Homilary

Audio: 

RITE AND RITUAL

In its profuse use of gold, whether in the burnished backgrounds or the display scripts, this collection of homilies emulates the lavish aesthetic of imperial manuscripts of the early Middle Ages, despite its adoption of Gothic conventions. The homilary—a collection of sermons—was made for and in part by a community of Cistercian nuns. A reform order, the Cistercians traditionally eschewed such luxury, but not here. In its monumentality, the grand initial of the Resurrection rivals that of the full-page miniature on the facing page, which depicts two of Christ’s appearances to the apostles after his Resurrection: Christ as a pilgrim on the road to Emmaus and the Doubting Thomas.

Homilary, in Latin
Germany, Westphalia, ca. 1330
Walters Art Museum, Baltimore, MS W.148, fols. 45v–46r
Purchased by Henry Walters, before 1931

Transcription: 

Joshua O'Driscoll, Assistant Curator of Medieval and Renaissance Manuscripts

This richly painted book contains a collection of sermons for use during the Easter season. It is part of a pair, of which the other volume—now in Oxford—gathers together sermons for Christmas time.
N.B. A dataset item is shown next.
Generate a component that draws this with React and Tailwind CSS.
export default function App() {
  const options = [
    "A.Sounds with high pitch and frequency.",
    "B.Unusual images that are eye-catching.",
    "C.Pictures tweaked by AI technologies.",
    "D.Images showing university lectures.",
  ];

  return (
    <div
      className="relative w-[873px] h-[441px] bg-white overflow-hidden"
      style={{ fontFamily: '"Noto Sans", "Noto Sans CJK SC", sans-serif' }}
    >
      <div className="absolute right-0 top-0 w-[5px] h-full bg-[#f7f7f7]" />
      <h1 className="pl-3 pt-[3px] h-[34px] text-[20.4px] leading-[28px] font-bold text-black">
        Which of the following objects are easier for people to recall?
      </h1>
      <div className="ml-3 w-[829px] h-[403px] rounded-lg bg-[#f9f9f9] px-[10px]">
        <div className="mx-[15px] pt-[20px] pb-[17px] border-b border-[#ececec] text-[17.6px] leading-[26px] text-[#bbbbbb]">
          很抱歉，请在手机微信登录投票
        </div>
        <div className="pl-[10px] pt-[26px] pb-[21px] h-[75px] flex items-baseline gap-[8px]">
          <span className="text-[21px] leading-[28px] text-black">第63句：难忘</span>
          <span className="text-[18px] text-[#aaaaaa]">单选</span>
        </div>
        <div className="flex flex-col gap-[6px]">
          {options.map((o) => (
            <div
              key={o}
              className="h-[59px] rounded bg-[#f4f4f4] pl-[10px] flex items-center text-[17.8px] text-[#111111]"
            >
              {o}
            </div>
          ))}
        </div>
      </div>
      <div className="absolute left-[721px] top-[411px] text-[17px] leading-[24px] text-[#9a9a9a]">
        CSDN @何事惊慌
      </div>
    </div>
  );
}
Both manuscripts were made for a Cistercian convent in Westphalia, a region in northwestern Germany. In the High Middle Ages, the Cistercians were celebrated for their austerity, which led them to reject all forms of luxury, including the visual arts. In this book, however, no trace of such restraint remains.
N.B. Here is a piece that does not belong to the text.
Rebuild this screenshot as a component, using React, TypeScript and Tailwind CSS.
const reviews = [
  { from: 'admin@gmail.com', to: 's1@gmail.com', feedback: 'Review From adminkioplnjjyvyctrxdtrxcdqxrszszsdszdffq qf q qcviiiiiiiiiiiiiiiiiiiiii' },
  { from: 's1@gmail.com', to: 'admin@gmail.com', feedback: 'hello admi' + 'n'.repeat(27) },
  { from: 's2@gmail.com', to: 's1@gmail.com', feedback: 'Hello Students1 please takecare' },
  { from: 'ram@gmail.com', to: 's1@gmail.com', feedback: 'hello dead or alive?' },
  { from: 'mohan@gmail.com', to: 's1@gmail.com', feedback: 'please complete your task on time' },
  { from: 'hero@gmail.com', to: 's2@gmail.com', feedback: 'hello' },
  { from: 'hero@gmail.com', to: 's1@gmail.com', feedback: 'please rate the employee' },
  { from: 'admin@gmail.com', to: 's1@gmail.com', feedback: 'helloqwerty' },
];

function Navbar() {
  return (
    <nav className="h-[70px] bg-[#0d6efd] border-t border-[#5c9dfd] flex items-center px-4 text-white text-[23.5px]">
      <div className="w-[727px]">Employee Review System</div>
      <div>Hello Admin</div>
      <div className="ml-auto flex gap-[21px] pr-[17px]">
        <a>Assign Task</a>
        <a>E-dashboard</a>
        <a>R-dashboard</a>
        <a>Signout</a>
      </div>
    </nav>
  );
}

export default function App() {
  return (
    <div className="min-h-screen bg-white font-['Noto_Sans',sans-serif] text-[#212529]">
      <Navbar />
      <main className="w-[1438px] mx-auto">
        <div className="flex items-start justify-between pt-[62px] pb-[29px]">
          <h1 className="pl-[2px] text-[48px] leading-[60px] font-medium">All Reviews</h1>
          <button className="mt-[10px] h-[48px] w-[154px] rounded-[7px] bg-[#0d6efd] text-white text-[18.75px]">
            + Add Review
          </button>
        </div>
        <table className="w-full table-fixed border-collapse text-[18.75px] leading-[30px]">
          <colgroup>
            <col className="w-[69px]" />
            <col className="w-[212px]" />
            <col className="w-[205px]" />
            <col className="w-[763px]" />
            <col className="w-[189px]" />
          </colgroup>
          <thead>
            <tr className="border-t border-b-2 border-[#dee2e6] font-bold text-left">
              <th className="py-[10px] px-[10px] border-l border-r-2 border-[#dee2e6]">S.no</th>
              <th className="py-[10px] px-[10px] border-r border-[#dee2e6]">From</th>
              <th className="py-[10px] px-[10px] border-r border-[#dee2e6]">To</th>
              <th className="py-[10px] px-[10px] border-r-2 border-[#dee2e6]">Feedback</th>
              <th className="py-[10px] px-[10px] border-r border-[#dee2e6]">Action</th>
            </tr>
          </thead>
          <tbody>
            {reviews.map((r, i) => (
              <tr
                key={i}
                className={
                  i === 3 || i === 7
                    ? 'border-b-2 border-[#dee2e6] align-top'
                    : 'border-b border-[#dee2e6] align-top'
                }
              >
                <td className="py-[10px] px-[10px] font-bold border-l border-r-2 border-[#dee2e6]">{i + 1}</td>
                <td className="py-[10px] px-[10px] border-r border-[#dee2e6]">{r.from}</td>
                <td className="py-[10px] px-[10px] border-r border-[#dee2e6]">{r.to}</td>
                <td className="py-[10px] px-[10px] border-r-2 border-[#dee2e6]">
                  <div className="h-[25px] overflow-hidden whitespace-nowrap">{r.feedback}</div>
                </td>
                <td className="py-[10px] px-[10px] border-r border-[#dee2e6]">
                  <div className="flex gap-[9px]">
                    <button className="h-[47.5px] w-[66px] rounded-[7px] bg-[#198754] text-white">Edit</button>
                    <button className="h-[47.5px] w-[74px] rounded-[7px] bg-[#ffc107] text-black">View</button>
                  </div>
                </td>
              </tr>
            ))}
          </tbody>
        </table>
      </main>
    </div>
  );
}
A team of at least three professional artists painted most of the miniatures. Set against sheets of burnished gold, their elegant, elongated figures reflect the latest developments in painting from France. Shown here, at left, are two scenes that demonstrate Christ’s resurrection: above, is Christ on the Road to Emmaus, where he appears to two apostles who previously thought him dead; below is the Doubting Thomas, who needed physical proof that Christ had risen from the dead, and thus presses his finger into the wound in Christ’s side. At right, filling the oversized initial H, is the Resurrection itself. Two small soldiers are shown sleeping as Christ rises from the tomb. The composition evokes statues of the Resurrection that were a common fixture of Cistercian convents in Westphalia and played an important role in the Easter liturgy, as did this manuscript.
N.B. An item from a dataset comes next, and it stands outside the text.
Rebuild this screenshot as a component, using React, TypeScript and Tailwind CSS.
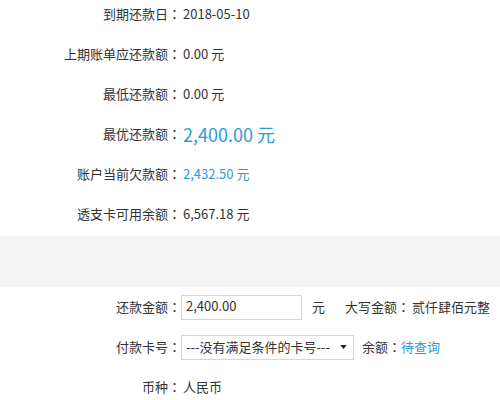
import React from "react";

type rowType = {
  label: string;
  value: string;
  tone?: "plain" | "blue" | "big";
};

const rows: rowType[] = [
  { label: "到期还款日", value: "2018-05-10" },
  { label: "上期账单应还款额", value: "0.00 元" },
  { label: "最低还款额", value: "0.00 元" },
  { label: "最优还款额", value: "2,400.00 元", tone: "big" },
  { label: "账户当前欠款额", value: "2,432.50 元", tone: "blue" },
  { label: "透支卡可用余额", value: "6,567.18 元" },
];

// centred full-width colon, like the original page's font
function Colon() {
  return (
    <span style={{ fontFamily: '"Noto Sans CJK TC", sans-serif' }}>：</span>
  );
}

function Label({ children }: { children: React.ReactNode }) {
  return (
    <div className="w-[181px] shrink-0 text-right">
      {children}
      <Colon />
    </div>
  );
}

export default function App() {
  return (
    <div
      className="w-[500px] h-[400px] overflow-hidden bg-white text-[13px] text-[#333]"
      style={{ fontFamily: '"Noto Sans CJK SC", "Noto Sans", sans-serif' }}
    >
      {/* 账单信息 */}
      <div className="-mt-1.5">
        {rows.map((r) => (
          <div key={r.label} className="h-10 flex items-center">
            <Label>{r.label}</Label>
            <div
              className={`ml-0.5 ${
                r.tone === "big"
                  ? "text-[18px] text-[#2e9bd6]"
                  : r.tone === "blue"
                  ? "text-[#2e9bd6]"
                  : ""
              }`}
            >
              {r.value}
            </div>
          </div>
        ))}
      </div>

      <div className="mt-0.5 h-[51px] bg-[#f4f4f4]"></div>

      {/* 还款表单 */}
      <div>
        <div className="h-10 flex items-center">
          <Label>还款金额</Label>
          <div className="w-[121px] h-[25px] border border-[#d6d6d6] pl-1 leading-[20px]">
            2,400.00
          </div>
          <span className="ml-[10px]">元</span>
          <span className="ml-5">
            大写金额
            <Colon />
          </span>
          <span className="ml-0.5">贰仟肆佰元整</span>
        </div>
        <div className="h-10 flex items-center">
          <Label>付款卡号</Label>
          <div className="w-[173px] h-[25px] border border-[#d6d6d6] flex items-center justify-between pl-1 pr-1.5">
            <span>---没有满足条件的卡号---</span>
            <svg width="7" height="4" viewBox="0 0 8 5">
              <path d="M0 0 L8 0 L4 5 Z" fill="#222" />
            </svg>
          </div>
          <span className="ml-2">
            余额
            <Colon />
          </span>
          <span className="text-[#2e9bd6]">待查询</span>
        </div>
        <div className="h-10 flex items-center">
          <Label>币种</Label>
          <div className="ml-0.5">人民币</div>
        </div>
      </div>
    </div>
  );
}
Gold is also used for the display scripts and the massive frames that adorn nearly every page of the manuscript. Several of these text pages were painted by the nuns for whom the manuscript was made. The extravagant use of gold represents just one of a number of archaic features that appear to have been deliberately adopted to evoke the lavish commissions characteristic of imperial female foundations of the earlier Middle Ages.